▶ [Do this]
Return the lines below exactly, from the first line to the line that contains "import React from". Leave out pictures.
※
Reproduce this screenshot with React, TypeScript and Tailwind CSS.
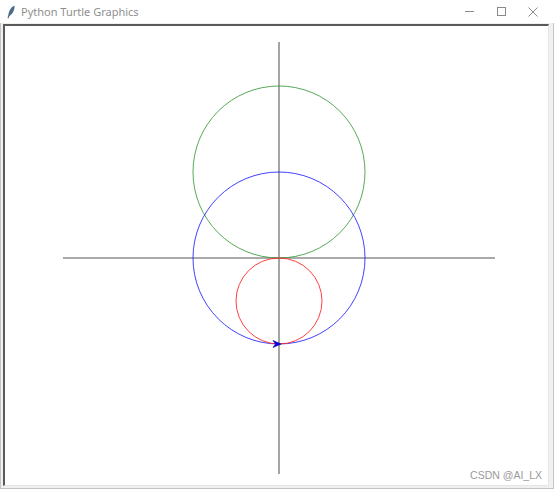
import React from "react";

export default function App() {
  return (
    <div
      className="w-[554px] h-[489px] flex flex-col bg-white overflow-hidden"
      style={{ fontFamily: '"Noto Sans", "Open Sans", sans-serif' }}
    >
      {/* Title bar */}
      <div className="h-[23px] flex items-center bg-white shrink-0">
        <svg width="10" height="14" viewBox="0 0 10 14" className="ml-[6px]">
          <path d="M8.5 0.8 C5 2 3 5.5 2.2 10.5 L1.5 13 L2.6 13.2 L3.4 11 C6.5 9.5 8.8 5 8.5 0.8 Z" fill="#4d6a8a" />
        </svg>
        <span className="ml-[5px] text-[11px] text-[#8f8f8f] leading-none">Python Turtle Graphics</span>
        <div className="flex-1" />
        <div className="flex items-center h-full">
          <div className="w-[32px] h-full flex items-center justify-center">
            <div className="w-[9px] h-px bg-[#8a8a8a]" />
          </div>
          <div className="w-[32px] h-full flex items-center justify-center">
            <div className="w-[9px] h-[9px] border border-[#8a8a8a]" />
          </div>
          <div className="w-[32px] h-full flex items-center justify-center mr-[5px]">
            <svg width="10" height="10" viewBox="0 0 10 10">
              <path d="M0.5 0.5 L9.5 9.5 M9.5 0.5 L0.5 9.5" stroke="#8a8a8a" strokeWidth="1" />
            </svg>
          </div>
        </div>
      </div>

      {/* Body */}
      <div className="flex-1 flex bg-[#f0f0f0] border-l border-r border-b border-[#c4c4c4] pl-[2px] pr-[4px] pt-[1px] pb-[2px]">
        <div className="relative flex-1 bg-white border-t-2 border-l-2 border-t-[#5a5a5a] border-l-[#5a5a5a] border-r border-b border-r-[#e6e6e6] border-b-[#e6e6e6]">
          <svg
            width="543"
            height="459"
            viewBox="5 26 543 459"
            className="block"
          >
            {/* axes */}
            <line x1="63" y1="258" x2="495" y2="258" stroke="#8e8e8e" strokeWidth="1.6" />
            <line x1="279" y1="42" x2="279" y2="474" stroke="#8e8e8e" strokeWidth="1.6" />
            {/* green circle */}
            <circle cx="279" cy="172" r="86" fill="none" stroke="#3a9a3a" strokeWidth="1" opacity="0.85" />
            {/* blue circle */}
            <circle cx="279" cy="258" r="86" fill="none" stroke="#2020ff" strokeWidth="1" opacity="0.85" />
            {/* red circle */}
            <circle cx="279" cy="301" r="43" fill="none" stroke="#ff2020" strokeWidth="1" opacity="0.85" />
            {/* turtle arrow */}
            <polygon points="281,344 273,340.5 275.5,344 273,347.5" fill="#0000ff" stroke="#00008b" strokeWidth="0.6" />
          </svg>
          <div
            className="absolute right-[6px] bottom-[5px] text-[10.5px] text-[#9a9a9a] leading-none"
            style={{ fontFamily: '"Liberation Sans", Arial, sans-serif' }}
          >
            CSDN @AI_LX
          </div>
        </div>
      </div>
    </div>
  );
}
※
▶ [Right answer]
Reproduce this screenshot with React, TypeScript and Tailwind CSS.
import React from "react";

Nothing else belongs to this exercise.